• **Goal of the exercise**:
Filter this data down to the lines that hold "table", and copy them.

• **Entries provided**:
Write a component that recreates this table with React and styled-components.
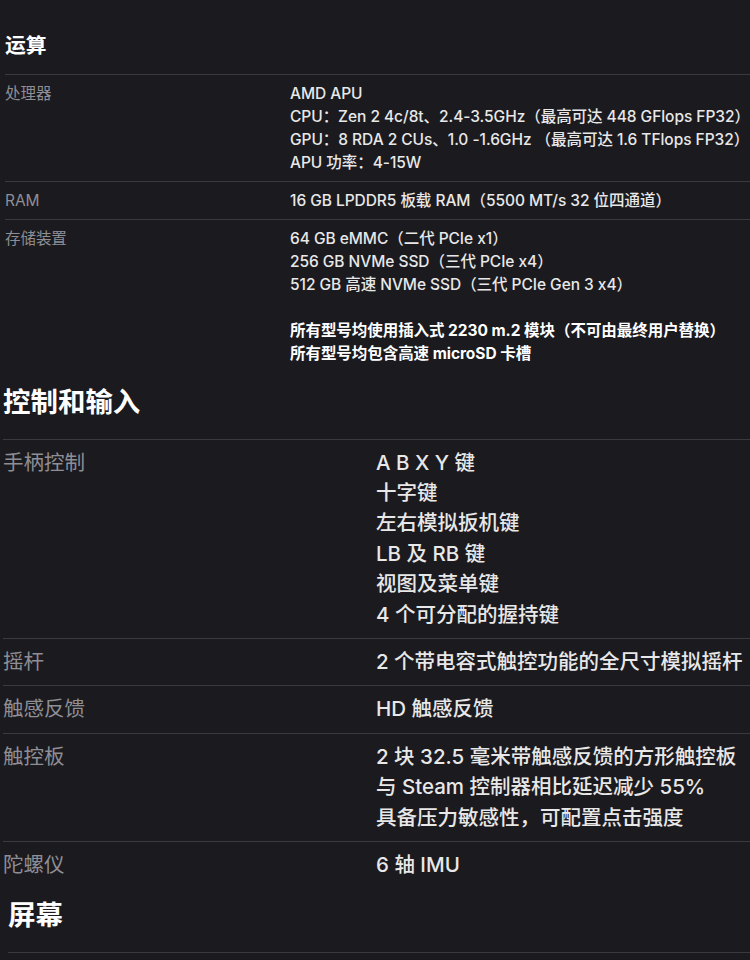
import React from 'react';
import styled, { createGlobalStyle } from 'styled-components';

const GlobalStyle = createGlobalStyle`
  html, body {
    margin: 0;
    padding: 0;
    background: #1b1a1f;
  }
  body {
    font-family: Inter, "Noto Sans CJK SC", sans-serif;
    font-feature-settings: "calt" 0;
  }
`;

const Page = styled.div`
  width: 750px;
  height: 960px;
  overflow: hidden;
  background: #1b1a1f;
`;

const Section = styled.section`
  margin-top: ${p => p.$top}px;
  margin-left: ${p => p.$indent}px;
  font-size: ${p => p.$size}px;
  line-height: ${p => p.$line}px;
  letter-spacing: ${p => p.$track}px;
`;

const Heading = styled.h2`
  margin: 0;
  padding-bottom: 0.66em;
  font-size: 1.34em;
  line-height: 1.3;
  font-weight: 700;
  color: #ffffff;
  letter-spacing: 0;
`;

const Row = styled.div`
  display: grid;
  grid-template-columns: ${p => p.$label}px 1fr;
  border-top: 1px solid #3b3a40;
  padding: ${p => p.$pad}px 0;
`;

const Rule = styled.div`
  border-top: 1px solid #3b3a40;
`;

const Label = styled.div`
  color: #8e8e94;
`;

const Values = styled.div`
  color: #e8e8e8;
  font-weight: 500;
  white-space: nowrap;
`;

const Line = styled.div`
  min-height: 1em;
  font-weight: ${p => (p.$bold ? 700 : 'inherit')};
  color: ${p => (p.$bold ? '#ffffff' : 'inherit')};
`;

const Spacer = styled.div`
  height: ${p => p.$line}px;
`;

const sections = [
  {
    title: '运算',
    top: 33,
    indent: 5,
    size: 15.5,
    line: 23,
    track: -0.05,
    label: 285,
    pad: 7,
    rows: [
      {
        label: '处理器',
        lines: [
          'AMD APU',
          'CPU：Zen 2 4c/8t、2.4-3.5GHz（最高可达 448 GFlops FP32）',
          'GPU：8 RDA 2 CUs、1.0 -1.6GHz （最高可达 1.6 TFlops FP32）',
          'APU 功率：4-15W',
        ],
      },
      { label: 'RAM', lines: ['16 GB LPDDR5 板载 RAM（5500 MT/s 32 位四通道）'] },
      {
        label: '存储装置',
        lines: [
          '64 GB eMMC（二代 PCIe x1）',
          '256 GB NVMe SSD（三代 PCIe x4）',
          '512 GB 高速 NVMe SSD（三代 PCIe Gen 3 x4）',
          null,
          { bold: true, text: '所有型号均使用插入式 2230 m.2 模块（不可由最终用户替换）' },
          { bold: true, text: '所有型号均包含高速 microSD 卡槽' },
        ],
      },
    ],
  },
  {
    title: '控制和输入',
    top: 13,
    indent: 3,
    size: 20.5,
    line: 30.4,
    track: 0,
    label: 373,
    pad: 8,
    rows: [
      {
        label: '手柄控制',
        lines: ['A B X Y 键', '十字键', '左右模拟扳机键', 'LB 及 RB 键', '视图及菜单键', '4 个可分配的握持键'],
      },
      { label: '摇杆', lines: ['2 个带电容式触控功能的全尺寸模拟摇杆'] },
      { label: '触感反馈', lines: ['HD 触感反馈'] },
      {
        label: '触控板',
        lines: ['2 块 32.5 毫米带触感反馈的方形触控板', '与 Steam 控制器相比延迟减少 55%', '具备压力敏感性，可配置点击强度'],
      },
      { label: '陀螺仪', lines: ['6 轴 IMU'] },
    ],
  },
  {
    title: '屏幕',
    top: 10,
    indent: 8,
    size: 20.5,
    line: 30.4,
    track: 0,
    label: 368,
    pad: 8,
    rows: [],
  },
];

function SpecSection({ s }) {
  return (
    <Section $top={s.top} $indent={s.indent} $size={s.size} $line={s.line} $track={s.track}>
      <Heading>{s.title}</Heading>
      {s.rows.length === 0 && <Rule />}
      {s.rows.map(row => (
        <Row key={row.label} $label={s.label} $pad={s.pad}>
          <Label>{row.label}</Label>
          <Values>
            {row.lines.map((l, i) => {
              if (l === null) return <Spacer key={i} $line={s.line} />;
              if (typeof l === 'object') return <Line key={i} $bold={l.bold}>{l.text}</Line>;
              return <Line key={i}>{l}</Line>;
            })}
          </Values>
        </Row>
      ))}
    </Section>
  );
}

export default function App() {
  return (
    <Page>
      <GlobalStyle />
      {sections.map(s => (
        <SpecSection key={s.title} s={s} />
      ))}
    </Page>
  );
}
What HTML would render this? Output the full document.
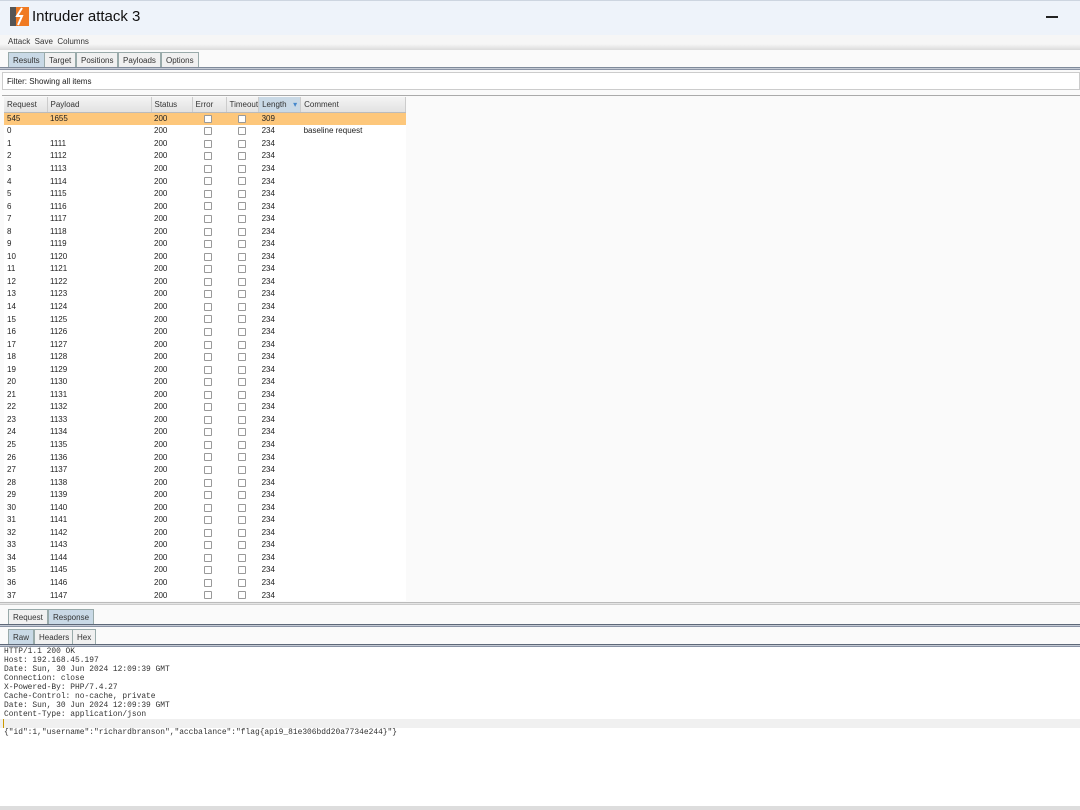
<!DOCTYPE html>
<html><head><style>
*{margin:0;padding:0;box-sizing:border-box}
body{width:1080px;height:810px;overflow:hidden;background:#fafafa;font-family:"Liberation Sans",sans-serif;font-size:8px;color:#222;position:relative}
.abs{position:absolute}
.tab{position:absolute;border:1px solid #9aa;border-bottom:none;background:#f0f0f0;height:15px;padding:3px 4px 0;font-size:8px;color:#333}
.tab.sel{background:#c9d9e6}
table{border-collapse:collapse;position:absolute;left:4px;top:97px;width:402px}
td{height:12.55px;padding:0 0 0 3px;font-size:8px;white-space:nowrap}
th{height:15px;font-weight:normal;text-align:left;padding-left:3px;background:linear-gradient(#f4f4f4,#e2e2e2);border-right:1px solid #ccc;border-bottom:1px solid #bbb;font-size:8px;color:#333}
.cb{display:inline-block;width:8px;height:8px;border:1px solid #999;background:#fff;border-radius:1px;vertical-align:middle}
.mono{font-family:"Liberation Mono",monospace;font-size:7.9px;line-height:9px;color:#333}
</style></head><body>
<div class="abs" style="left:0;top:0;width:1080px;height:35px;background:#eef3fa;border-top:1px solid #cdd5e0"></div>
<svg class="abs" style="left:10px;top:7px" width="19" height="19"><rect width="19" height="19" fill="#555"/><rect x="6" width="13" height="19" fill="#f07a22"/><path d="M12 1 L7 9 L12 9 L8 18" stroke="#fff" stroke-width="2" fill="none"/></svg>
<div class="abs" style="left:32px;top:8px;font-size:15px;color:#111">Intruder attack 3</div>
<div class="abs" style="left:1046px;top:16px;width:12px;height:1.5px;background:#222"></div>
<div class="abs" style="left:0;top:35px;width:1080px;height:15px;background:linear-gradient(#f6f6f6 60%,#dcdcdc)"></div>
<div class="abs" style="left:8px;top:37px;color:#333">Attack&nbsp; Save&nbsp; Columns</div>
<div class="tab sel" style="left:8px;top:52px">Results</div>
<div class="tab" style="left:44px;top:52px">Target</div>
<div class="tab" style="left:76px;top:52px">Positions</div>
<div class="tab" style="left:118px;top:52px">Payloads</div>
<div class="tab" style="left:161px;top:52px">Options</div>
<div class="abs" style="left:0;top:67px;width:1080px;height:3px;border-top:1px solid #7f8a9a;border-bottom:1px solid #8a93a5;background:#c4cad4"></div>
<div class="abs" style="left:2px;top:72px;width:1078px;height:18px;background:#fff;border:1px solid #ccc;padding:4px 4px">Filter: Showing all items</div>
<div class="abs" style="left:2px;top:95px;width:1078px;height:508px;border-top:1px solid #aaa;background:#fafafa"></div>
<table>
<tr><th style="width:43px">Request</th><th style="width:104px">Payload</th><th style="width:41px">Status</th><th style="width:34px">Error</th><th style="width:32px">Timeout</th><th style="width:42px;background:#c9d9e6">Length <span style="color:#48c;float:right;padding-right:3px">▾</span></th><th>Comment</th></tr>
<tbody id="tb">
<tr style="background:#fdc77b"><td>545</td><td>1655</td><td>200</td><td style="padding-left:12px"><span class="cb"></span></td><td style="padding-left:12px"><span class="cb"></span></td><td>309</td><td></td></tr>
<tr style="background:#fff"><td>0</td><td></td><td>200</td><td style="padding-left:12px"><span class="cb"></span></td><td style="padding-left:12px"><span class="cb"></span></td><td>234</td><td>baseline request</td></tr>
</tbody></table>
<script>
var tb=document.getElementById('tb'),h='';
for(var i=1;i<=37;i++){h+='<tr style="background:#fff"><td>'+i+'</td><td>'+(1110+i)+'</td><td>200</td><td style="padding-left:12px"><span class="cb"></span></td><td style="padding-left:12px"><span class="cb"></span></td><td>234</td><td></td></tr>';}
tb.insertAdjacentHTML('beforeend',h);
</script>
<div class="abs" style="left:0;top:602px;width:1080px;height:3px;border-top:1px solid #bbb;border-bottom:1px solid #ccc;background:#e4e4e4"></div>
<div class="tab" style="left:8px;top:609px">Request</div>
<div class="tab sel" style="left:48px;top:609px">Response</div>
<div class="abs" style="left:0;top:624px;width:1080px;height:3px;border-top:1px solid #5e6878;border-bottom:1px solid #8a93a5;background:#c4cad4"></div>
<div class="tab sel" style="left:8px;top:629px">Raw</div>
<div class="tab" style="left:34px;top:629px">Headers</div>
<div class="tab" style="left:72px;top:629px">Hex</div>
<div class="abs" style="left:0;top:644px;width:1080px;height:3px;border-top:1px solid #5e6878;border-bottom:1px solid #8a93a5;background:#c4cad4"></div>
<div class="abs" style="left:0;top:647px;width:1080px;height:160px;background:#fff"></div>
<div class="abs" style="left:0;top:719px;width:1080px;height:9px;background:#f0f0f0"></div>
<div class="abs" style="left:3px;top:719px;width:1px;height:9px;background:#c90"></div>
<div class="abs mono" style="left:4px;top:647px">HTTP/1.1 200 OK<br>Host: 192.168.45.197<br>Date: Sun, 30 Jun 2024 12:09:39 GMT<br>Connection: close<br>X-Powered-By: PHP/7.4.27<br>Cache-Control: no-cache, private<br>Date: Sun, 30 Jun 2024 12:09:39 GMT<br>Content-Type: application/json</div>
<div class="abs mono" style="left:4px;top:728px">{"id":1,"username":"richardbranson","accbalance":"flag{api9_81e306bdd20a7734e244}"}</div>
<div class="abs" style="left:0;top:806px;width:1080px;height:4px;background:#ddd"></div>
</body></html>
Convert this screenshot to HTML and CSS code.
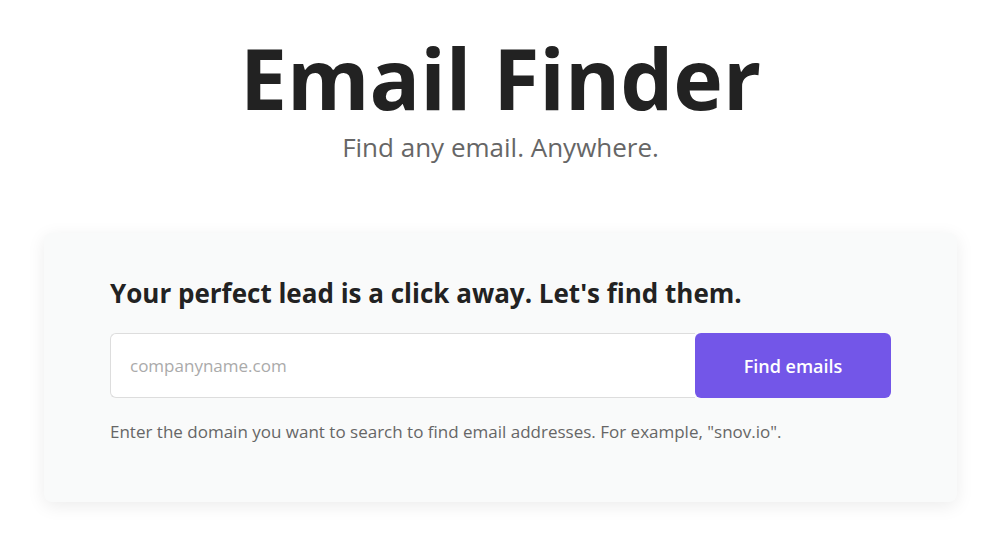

• **Response**:
Write a component that recreates this table with React and styled-components.
table{border-collapse:collapse;position:absolute;left:4px;top:97px;width:402px}
<table>
</tbody></table>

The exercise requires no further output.